11.3 In the event of force majeure SRC is entitled to demand, without judicial intervention, that the agreement be changed in such way that performance remains possible, or to dissolve the agreement in whole or in part or to petition the court to dissolve the agreement, without being bound to pay any compensation to the customer or by any guarantee. If SRC has performed its obligation in part, it is entitled to charge the customer for a proportional part of the agreed price.
Clause 12 Dissolution
12.1 SRC has the right, without judicial intervention and without prior notice of default, to dissolve the agreement and cease the work when the customer passes away, is declared bankrupt, petitions for a provisional moratorium, is granted a debt rescheduling scheme under the Debt Rescheduling (Natural Persons) Act, leaves his residence or place of business without informing SRC of a new address in due time, due to attachment of property belonging to the customer, if a guardian is appointed for the customer, or if the customer otherwise loses the ability to dispose of his property or a part thereof. In such case SRC is not bound to pay compensation or comply with the guarantee and remains entitled to demand payment from the customer for the agreed purchase price.
12.2 Dissolution shall make the claims of both parties immediately payable. The customer is liable for the loss suffered by SRC, consisting of, inter alia, loss of profit, processing, packing or storage costs.
Clause 13 Cancellation
If the customer wishes to cancel an agreement made with SRC, 10% of the agreed order price (including VAT) shall be charged to the customer as cancellation costs, without prejudice to the right to full compensation, including lost profit.
Clause 14 Prices and price changes
Prices offered by SRC are based on the cost prices in effect at the time of offer. If cost prices, taxes or expenses, howsoever called, are changed after the making of the agreement and prior to delivery, SRC is entitled to alter the prices accordingly and to pass them on to the customer. Prices are exclusive of turnover tax. Unless otherwise agreed, prices are exclusive of shipment costs.
Clause 15 Payment and retention of title
All payments are to be effected in the manner indicated by SRC and must be effected within the date set out on SRC’s invoice. Every claim of discount or set-off is excluded. SRC is entitled, before effecting delivery and/or continuing with delivery or performance of the agreement, to demand sufficient security, in its opinion, for the performance of the payment obligations. In the event of late payment, SRC is entitled, after the expiry of the term set out above, to charge the customer compensation for loss of interest which is equal to the statutory interest increased by 2%, whereby interest over part of a month shall be counted as a full month. SRC is furthermore entitled in the event of non-payment or late payment to recover all extrajudicial costs connected with the collection of the amount in accordance with the collection rate of the Netherlands Bar Association. If SRC petitions for the bankruptcy of the customer, the customer shall owe the costs of the bankruptcy petition in addition to the principal, interest and extrajudicial costs. SRC shall remain the owner of the goods delivered or still to be delivered by it as long as the customer has not paid the purchase price, increased by any interest or costs owing thereon, in full. As long as the customer has not paid said claims of SRC, he is not entitled to pledge the goods delivered by SRC or transfer title thereto to third parties, or to place such in the de facto control of third parties. SRC is irrevocably authorised by the customer, if the customer does not perform his payment obligations or does not perform such in time, without any notice of default or judicial intervention, to take back the goods delivered by him and if said goods are mounted to personal or real property, to dismantle such and take it back.

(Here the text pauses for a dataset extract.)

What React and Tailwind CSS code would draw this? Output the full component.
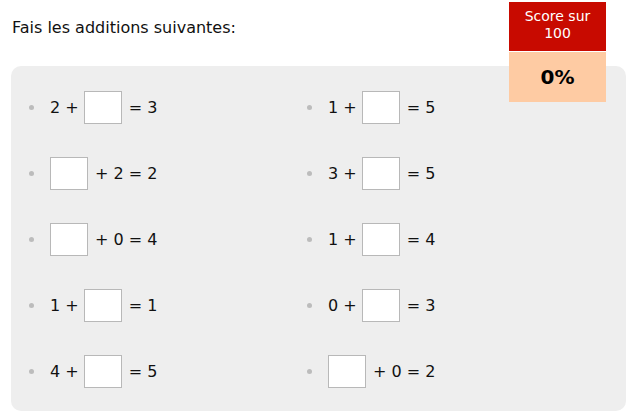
import React from 'react';

const rows = [
  [['2 +', null, '= 3'], ['1 +', null, '= 5']],
  [[null, null, '+ 2 = 2'], ['3 +', null, '= 5']],
  [[null, null, '+ 0 = 4'], ['1 +', null, '= 4']],
  [['1 +', null, '= 1'], ['0 +', null, '= 3']],
  [['4 +', null, '= 5'], [null, null, '+ 0 = 2']],
];

function Item({ before, after }) {
  return (
    <div className="flex items-center h-[33px]">
      <span className="w-[5px] h-[5px] rounded-full bg-[#bcbcbc]"></span>
      <div className="flex items-center ml-[16px]">
        {before && <span className="mr-[5px]">{before}</span>}
        <span className="w-[38px] h-[33px] bg-white border border-[#b8b8b8]"></span>
        <span className="ml-[7px]">{after}</span>
      </div>
    </div>
  );
}

export default function App() {
  return (
    <div className="relative w-[635px] h-[419px] bg-white text-[#111] text-[16px]" style={{ fontFamily: '"DejaVu Sans", Verdana, sans-serif' }}>
      <div className="pl-[12px] pt-[18px] h-[66px] leading-[20px]">Fais les additions suivantes:</div>

      <div className="ml-[11px] w-[615px] rounded-[10px] bg-[#eeeeee] pl-[18px] pt-[25px] pb-[23px]">
        <div className="flex flex-col gap-[33px]">
          {rows.map((r, i) => (
            <div key={i} className="grid grid-cols-[278px_1fr]">
              <Item before={r[0][0]} after={r[0][2]} />
              <Item before={r[1][0]} after={r[1][2]} />
            </div>
          ))}
        </div>
      </div>

      <div className="absolute top-[2px] left-[509px] w-[97px]">
        <div className="h-[49px] bg-[#c80a00] text-white text-[14px] leading-[17px] text-center pt-[6px]">
          Score sur<br />100
        </div>
        <div className="mt-[1px] h-[50px] bg-[#fecba3] flex items-center justify-center text-[20px] font-bold text-black">
          0%
        </div>
      </div>
    </div>
  );
}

Clause 16 Guarantees and complaints
Insofar as suppliers give guarantees to SRC, SRC shall, simultaneously with the sale and delivery or the relevant agreement, give the customer proof of guarantee. SRC gives no greater guarantee than that given by SRC’s supplier. Complaints are subject to the rules as set out on the guarantee slips. If no guarantee slips are furnished, the customer must present a written objection to SRC within a reasonable time after he has discovered a defect in the goods delivered or could reasonably have discovered such. Reasonable time means within eight days after delivery/completion of a good/product, or in the event delivery has not yet been effected, eight days after the customer has discovered the defect or should reasonably have discovered the defect. The filing of a complaint or presentation of a claim on the basis of a guarantee shall not release the customer from the performance of its obligations under this or any other agreements made with SRC. SRC is not bound to perform guarantee obligations as long as the customer himself is in default with regard to the performance of any obligation on his part under this or any other agreement made with SRC. The right to complain shall lapse if the customer has processed or otherwise used the goods/products in whole or in part. If a complaint is well founded, SRC is entitled, at its election, to execute repairs or return the corresponding invoice amount to which the complaint relates.
Clause 17 customers and excise provisions
17.1 The customer must furnish all information and documents relating to products which are subject to customs and excise provisions or tax regulations in due time in order to enable SRC to file the relevant returns.
17.2 Any clearance costs are at the customer’s expense. The customer indemnifies SRC against all inaccurate and/or incomplete information which has been provided by whatever party to the relevant departments.
Clause 18 Applicable law and Dispute resolution
All agreements are subject to Dutch law. Agreements are deemed to have been made in the Netherlands. All disputes shall be resolved by the competent court which has jurisdiction in SRC’s place of business, or the court which has jurisdiction under the law, at SRC’s election.
In case of a dispute, and if there should be any variance between the Dutch text and the English translation, the original Dutch text of this agreement shall prevail and shall be binding.